__STATED PROBLEM__.
Find the word "code" in the records below. List each line containing it.

--- start RECORDS SUPPLIED ---

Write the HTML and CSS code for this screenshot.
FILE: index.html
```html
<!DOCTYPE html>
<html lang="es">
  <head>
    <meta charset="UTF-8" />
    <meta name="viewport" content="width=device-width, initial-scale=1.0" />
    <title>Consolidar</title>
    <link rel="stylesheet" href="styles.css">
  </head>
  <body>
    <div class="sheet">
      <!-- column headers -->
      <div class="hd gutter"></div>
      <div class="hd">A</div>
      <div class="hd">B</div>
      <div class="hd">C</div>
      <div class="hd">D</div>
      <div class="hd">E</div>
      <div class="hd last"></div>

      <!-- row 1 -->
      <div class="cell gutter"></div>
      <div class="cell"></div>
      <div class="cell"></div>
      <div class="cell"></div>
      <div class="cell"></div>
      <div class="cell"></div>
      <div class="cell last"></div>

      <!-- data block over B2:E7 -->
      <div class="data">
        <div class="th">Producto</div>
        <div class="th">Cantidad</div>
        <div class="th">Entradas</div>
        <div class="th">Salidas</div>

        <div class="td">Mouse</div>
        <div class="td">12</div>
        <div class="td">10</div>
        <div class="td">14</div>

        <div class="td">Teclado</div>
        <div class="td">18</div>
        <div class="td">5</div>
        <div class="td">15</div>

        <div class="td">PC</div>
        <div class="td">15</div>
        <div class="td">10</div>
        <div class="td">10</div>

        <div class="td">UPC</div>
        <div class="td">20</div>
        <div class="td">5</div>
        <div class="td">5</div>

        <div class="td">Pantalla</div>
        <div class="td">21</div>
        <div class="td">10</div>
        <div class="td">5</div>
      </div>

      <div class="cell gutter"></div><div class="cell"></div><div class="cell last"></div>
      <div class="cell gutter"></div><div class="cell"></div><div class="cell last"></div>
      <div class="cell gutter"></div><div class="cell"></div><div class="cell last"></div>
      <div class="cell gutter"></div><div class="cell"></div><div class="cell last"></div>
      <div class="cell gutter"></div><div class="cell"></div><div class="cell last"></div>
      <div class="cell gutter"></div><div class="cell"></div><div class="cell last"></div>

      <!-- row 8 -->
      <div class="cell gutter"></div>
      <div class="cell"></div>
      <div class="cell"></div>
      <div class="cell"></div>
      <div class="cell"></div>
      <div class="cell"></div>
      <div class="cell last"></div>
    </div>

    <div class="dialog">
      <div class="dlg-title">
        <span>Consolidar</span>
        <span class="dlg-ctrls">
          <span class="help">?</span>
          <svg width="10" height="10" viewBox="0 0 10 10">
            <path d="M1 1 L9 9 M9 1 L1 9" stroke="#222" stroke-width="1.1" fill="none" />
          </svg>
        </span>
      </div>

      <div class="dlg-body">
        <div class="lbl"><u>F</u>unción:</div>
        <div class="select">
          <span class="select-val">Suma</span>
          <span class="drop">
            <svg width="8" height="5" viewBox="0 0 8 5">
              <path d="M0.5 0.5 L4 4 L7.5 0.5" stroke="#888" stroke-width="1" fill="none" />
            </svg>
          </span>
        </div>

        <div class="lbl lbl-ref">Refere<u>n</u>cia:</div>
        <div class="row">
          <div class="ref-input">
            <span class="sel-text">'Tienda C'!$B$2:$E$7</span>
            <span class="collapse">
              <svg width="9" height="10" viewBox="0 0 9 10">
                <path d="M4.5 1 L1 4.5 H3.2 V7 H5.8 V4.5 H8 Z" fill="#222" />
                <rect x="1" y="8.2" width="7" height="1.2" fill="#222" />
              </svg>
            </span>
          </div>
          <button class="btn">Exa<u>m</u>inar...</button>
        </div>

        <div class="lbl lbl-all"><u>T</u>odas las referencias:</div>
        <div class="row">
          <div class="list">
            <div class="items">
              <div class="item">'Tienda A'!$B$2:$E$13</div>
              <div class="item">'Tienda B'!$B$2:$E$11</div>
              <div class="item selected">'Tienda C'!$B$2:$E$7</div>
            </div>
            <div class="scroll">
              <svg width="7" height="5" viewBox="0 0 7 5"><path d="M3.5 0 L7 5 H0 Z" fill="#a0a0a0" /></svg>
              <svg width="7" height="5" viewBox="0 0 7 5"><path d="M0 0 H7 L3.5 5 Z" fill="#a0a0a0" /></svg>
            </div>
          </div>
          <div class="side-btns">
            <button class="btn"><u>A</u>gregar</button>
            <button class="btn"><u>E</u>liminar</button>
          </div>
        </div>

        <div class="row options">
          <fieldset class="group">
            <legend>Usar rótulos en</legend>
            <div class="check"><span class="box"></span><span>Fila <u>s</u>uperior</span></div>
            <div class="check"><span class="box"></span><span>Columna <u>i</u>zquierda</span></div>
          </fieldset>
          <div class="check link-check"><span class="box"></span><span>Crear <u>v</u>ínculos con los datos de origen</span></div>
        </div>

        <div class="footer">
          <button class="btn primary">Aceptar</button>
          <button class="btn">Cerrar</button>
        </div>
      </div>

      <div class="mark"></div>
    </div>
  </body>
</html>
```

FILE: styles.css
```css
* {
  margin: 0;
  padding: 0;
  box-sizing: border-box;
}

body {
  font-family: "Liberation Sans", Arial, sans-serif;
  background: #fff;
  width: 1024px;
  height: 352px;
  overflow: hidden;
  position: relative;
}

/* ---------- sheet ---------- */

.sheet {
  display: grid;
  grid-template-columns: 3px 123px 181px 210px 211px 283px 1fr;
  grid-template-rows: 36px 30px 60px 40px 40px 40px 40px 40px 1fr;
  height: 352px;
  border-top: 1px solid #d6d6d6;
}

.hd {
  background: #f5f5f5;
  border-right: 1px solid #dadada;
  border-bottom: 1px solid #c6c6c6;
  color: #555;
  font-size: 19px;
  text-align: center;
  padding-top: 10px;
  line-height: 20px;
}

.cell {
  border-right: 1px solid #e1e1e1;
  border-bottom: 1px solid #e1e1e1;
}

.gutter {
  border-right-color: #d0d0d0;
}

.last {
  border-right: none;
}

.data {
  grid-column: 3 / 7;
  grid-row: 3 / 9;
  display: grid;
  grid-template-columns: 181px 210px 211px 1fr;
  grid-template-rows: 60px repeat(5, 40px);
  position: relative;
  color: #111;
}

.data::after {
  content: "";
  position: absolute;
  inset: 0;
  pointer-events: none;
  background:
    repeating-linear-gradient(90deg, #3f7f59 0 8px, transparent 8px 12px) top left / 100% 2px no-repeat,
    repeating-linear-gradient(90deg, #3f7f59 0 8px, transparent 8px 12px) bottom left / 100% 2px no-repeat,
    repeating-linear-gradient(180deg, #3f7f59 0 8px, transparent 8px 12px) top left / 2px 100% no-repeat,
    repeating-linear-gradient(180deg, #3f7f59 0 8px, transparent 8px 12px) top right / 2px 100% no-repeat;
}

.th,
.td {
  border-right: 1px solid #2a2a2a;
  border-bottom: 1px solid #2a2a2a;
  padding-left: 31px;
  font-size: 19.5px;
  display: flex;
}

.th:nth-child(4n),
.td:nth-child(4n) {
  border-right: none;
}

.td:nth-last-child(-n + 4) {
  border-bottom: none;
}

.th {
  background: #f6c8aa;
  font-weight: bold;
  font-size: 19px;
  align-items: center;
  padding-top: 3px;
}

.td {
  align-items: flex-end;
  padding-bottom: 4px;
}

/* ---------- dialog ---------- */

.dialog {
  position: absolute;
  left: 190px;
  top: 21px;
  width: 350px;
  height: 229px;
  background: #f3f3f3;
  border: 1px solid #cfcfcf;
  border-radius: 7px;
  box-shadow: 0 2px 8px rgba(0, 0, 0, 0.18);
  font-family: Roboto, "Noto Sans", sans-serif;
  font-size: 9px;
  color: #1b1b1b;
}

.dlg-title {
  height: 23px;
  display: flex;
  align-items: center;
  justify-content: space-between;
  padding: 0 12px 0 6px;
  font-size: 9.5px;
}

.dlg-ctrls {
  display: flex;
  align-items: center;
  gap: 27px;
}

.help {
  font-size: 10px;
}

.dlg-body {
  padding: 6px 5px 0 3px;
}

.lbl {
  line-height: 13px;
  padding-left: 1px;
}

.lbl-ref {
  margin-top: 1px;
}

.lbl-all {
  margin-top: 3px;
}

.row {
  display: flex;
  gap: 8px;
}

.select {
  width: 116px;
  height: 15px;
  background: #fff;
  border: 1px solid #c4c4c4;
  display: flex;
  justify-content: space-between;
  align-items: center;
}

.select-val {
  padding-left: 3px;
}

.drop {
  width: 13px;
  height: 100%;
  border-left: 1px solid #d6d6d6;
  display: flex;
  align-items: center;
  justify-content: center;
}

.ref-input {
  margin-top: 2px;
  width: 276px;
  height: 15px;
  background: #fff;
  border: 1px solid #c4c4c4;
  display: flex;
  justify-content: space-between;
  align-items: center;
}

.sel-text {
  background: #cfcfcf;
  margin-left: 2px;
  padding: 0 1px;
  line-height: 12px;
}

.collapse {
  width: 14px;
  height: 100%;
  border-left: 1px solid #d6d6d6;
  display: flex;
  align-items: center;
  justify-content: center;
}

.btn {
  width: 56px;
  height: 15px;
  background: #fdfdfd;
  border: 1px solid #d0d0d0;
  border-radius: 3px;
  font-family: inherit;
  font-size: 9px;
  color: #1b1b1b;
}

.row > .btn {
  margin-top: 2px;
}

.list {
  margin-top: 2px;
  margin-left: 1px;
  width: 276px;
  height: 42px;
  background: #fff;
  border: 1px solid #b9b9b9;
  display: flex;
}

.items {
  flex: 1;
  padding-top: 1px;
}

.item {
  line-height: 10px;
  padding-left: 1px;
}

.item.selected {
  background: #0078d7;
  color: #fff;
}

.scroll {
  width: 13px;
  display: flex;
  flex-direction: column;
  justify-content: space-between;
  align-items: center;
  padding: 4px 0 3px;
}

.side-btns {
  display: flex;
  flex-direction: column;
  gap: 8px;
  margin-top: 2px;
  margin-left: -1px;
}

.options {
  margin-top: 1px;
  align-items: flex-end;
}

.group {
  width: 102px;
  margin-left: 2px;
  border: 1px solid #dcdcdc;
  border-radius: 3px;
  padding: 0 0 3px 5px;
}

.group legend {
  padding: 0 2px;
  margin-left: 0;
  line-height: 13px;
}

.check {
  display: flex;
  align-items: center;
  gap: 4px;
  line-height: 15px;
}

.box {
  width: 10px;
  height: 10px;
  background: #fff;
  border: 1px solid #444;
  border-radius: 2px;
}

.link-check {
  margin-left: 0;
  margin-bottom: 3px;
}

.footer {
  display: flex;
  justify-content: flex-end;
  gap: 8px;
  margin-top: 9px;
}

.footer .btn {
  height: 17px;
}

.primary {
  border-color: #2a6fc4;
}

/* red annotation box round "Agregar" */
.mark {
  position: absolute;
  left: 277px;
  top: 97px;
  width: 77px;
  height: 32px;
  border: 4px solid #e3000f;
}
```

--- end RECORDS SUPPLIED ---
--- start RECORDS SUPPLIED ---

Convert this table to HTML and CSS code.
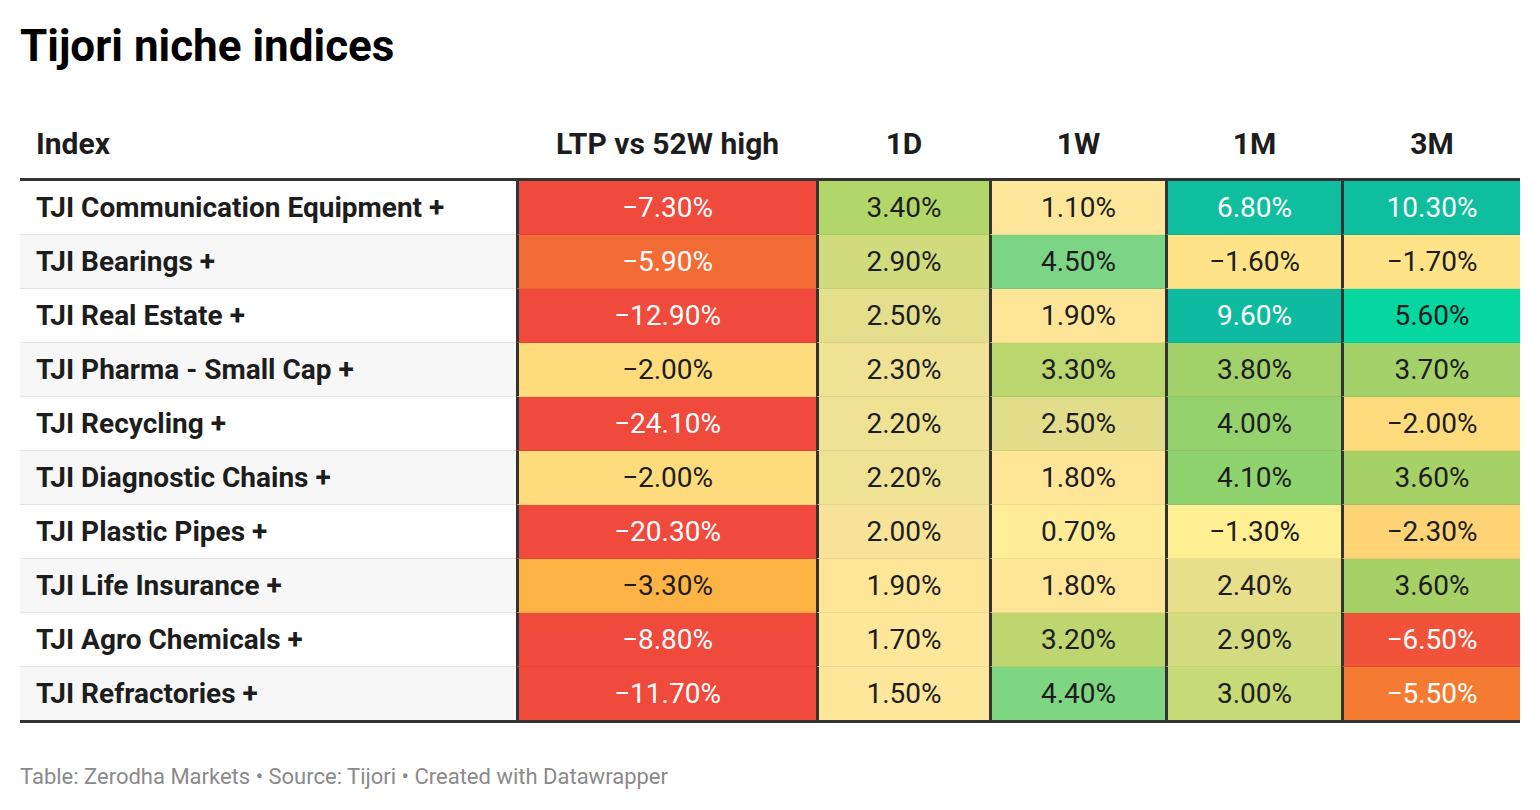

--- end RECORDS SUPPLIED ---
--- start RECORDS SUPPLIED ---

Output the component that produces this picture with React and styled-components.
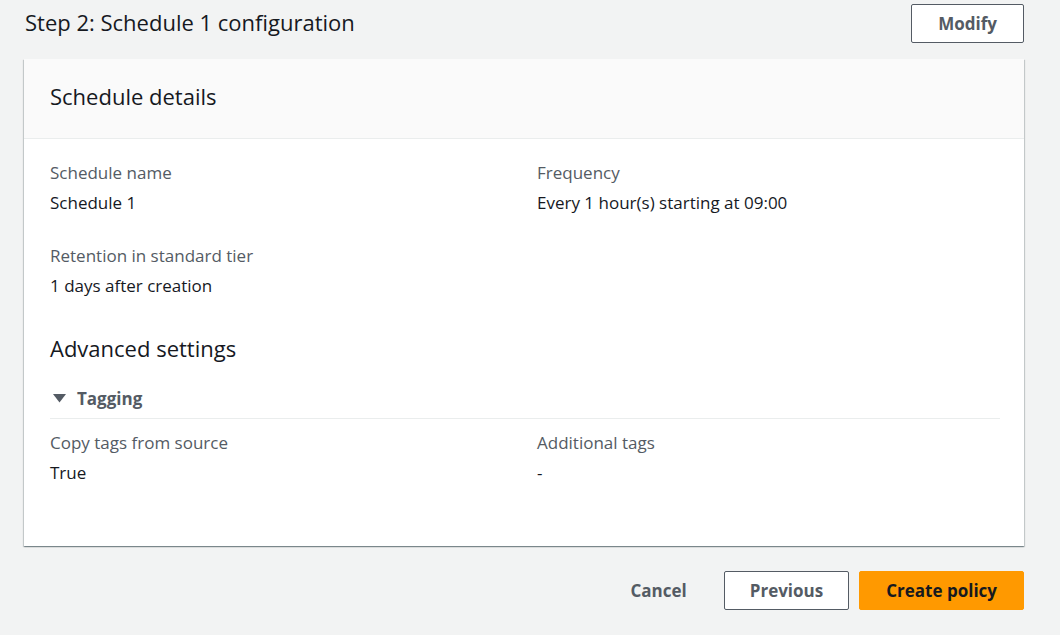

--- end RECORDS SUPPLIED ---

__EXERCISE OUTPUT__.
Write the HTML and CSS code for this screenshot.
Convert this table to HTML and CSS code.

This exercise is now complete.